4. RATES AND CHARGES
(a) Comcast reserves the right to increase its rates at any time without notice; provided, however, that with respect to IOs which have been accepted by Comcast prior to such rate increases, no such increases shall be applied to Ads distributed under an IO for 30 days after written notification to Advertiser.
(b) Advertiser may contract for distribution of Ads of various lengths subject to Comcast’s rate card and only with prior Comcast approval.
(c) Advertiser will pay all non-recoverable out-of-pocket costs incurred in connection with any Ads, promotion, contest, sweepstakes or other service provided to Advertiser by Comcast or Comcast affiliates.

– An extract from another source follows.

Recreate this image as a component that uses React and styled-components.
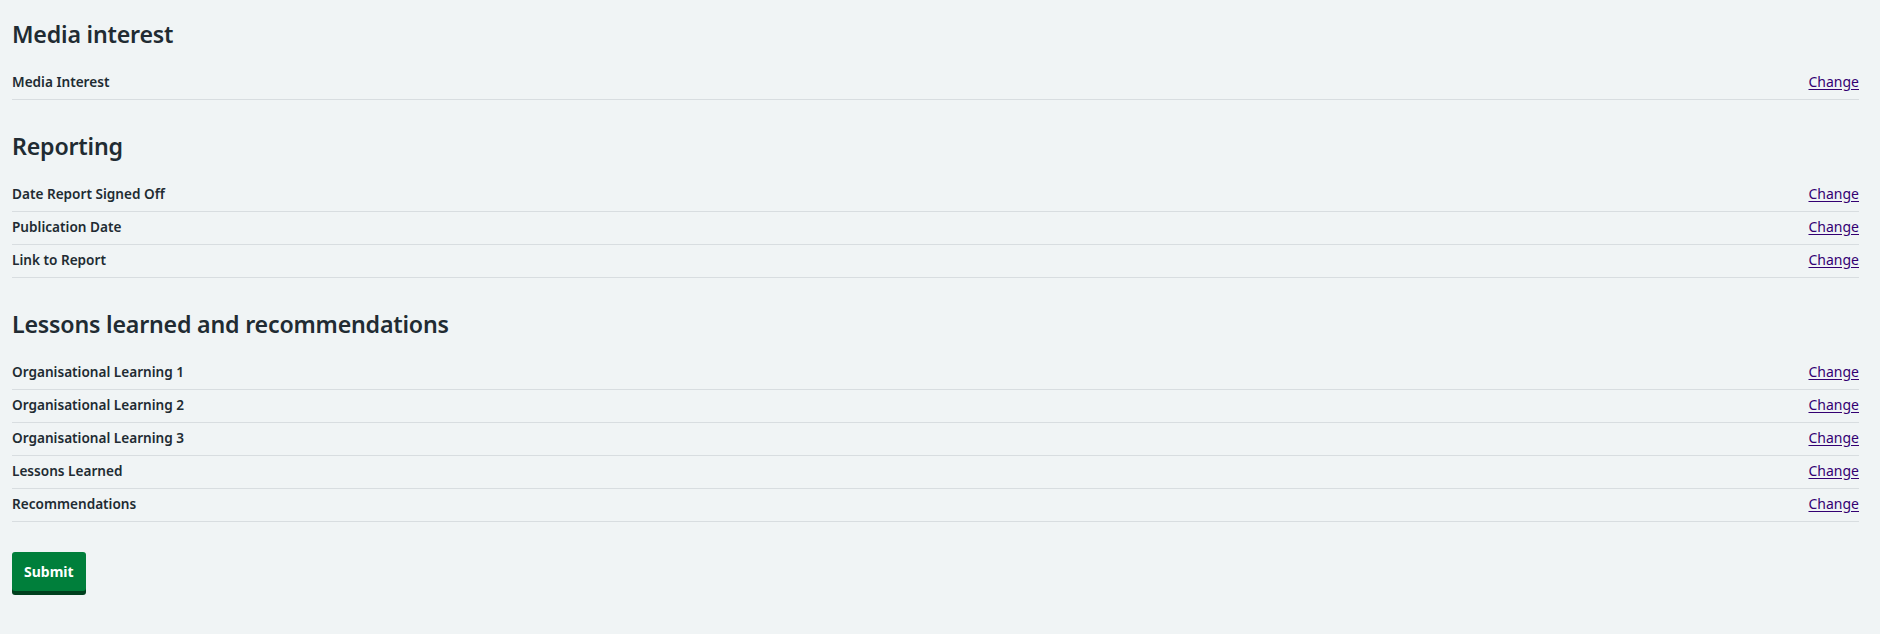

(d) Comcast may invoice Ads based on performance data provided by a third party or Comcast. Comcast specifically disclaims and makes no representations or warranties of any kind, express or implied regarding the performance data.
5. DISTRIBUTION ISSUES; SUBSTITUTIONS
(a) If, for any reason, all or a portion of an Ad is not distributed in accordance with the IO, Comcast may provide a “make good” for such Ad in the same or a comparable manner or class of time, or alternatively Comcast may provide a corresponding credit for subsequent Ad distribution.
(b) In the event a digital IO guarantees delivery of a certain number of impressions, Comcast will use commercially reasonable efforts to: (i) deliver the impressions in accordance with the delivery obligations set forth in the IO and (ii) deliver the impressions starting with the start date and ending with the end date set forth in the IO. Because the estimates are forecasts, Comcast makes no guarantee regarding the levels of impressions for any individual Ad. Unless otherwise provided in the digital IO, (i) Comcast will maintain impression delivery statistics and Advertiser acknowledges that impression delivery statistics provided by Comcast are the official and definitive measurements of Comcast’s performance on any impression delivery obligations provided in an IO, and (ii) no other measurements or usage statistics (including those of Advertiser or any third party) shall be accepted by Comcast or have any effect on an IO. In the event the impression obligation set forth in an IO is reached prior to the end of the term of an IO, Comcast may cease distribution of the Ads. The impression obligation will be deemed reached if at least 90% of the impressions are delivered. If there is a shortfall in delivery of impressions of more than 10% at the end of any specified period, Comcast may provide, as Advertiser’s sole remedy, “make good” impressions in the same or a comparable manner or class of time, or alternatively Comcast may provide a corresponding credit for subsequent Ad distribution.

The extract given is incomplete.